What follows is equally shocking given what actually happened to tourism operators in Dunkeld and neighbouring region. We should remember that Kangaroos are butchered, sometimes still alive, where they are shot, and heads, feet and internal organs are left in the open for locals and tourists alike to discover in the days following the mass shootings. The stench can be unbearable.

Claims about any economic benefit from these disruptive, cruel and antisocial behaviours are fiction.

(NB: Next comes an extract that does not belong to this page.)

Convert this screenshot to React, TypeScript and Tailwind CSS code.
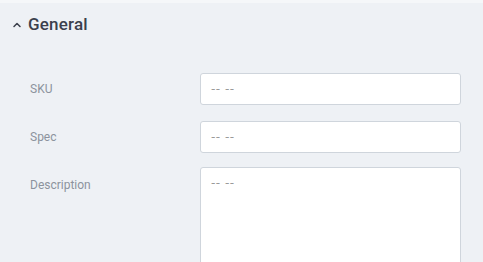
export default function App() {
  const ph = { fontFamily: "'DejaVu Sans', sans-serif" };
  return (
    <div className="w-[483px] h-[262px] overflow-hidden bg-[#eef1f5] border-t-[3px] border-[#f5f7f9]" style={{ fontFamily: "Roboto, 'Noto Sans', sans-serif" }}>
      <div className="flex items-center h-[42px] pl-[12px] pt-[1px]">
        <svg width="10" height="10" viewBox="0 0 10 10" className="mr-[6px] mt-[1px]">
          <path d="M2 6.5 L5 3.5 L8 6.5" stroke="#3b404c" strokeWidth="1.5" fill="none" strokeLinecap="round" strokeLinejoin="round" />
        </svg>
        <span className="text-[17px] font-medium text-[#3b404c] tracking-[0.2px]">General</span>
      </div>
      <div className="pt-[28px] flex flex-col">
        <div className="flex items-center h-[32px]">
          <div className="w-[200px] pl-[30px] text-[12px] text-[#8c939d]">SKU</div>
          <div className="w-[261px] h-[32px] bg-white border border-[#cfd5dc] rounded-[3px] flex items-center pl-[10px] text-[12px] text-[#9a9a9a] tracking-[0.5px]" style={ph}>-- --</div>
        </div>
        <div className="flex items-center h-[32px] mt-[16px]">
          <div className="w-[200px] pl-[30px] text-[12px] text-[#8c939d]">Spec</div>
          <div className="w-[261px] h-[32px] bg-white border border-[#cfd5dc] rounded-[3px] flex items-center pl-[10px] text-[12px] text-[#9a9a9a] tracking-[0.5px]" style={ph}>-- --</div>
        </div>
        <div className="flex items-start mt-[14px]">
          <div className="w-[200px] pl-[30px] pt-[9px] text-[12px] text-[#8c939d]">Description</div>
          <div className="w-[261px] h-[120px] bg-white border border-[#cfd5dc] rounded-[3px] pl-[10px] pt-[7px] text-[12px] text-[#9a9a9a] leading-[16px] tracking-[0.5px]" style={ph}>-- --</div>
        </div>
      </div>
    </div>
  );
}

Here are some quotes from the Hamilton Spector of November 13, 2010

“Council pushes to change banning use of Kangaroo meat, Southern Grampians Shire councillors will lead the push to change a 35 year old state government law preventing the processing of Kangaroo meat for commercial use in Victoria”.
“I'm keen on a notice of motion that the council would look at supporting a processing facility in the Shire. I think there's a major regional development scale if it is managed right. I believe there is a fantastic economic benefit and regional prosperity to be had if we actually utilised the carcass, it would mean a change of legislation. I would like to push forward and lobby very hard to try and achieve this”. Cr Battista
“Southern Grampians Shire Mayor, Marcus Rentsch, said that the issue was unsuccessfully raised by council in 2008 with Agriculture Minister Joe Helper and Environment Minister Gavin Jennings. Councillor Rentsch said it was not an issue about culling quotes or Kangaroo populations but making good use of dead animal carcass. Kangaroos killed under the cull that's permitted by the department are just left to rot and that's unacceptable, it's a health hazard”.
“Councillor Batista's motion to lobby the state government on altering the wildlife act was amended to include seeking support from neighbouring shires and utilising the Municipal Association of Victoria and passed without any objection".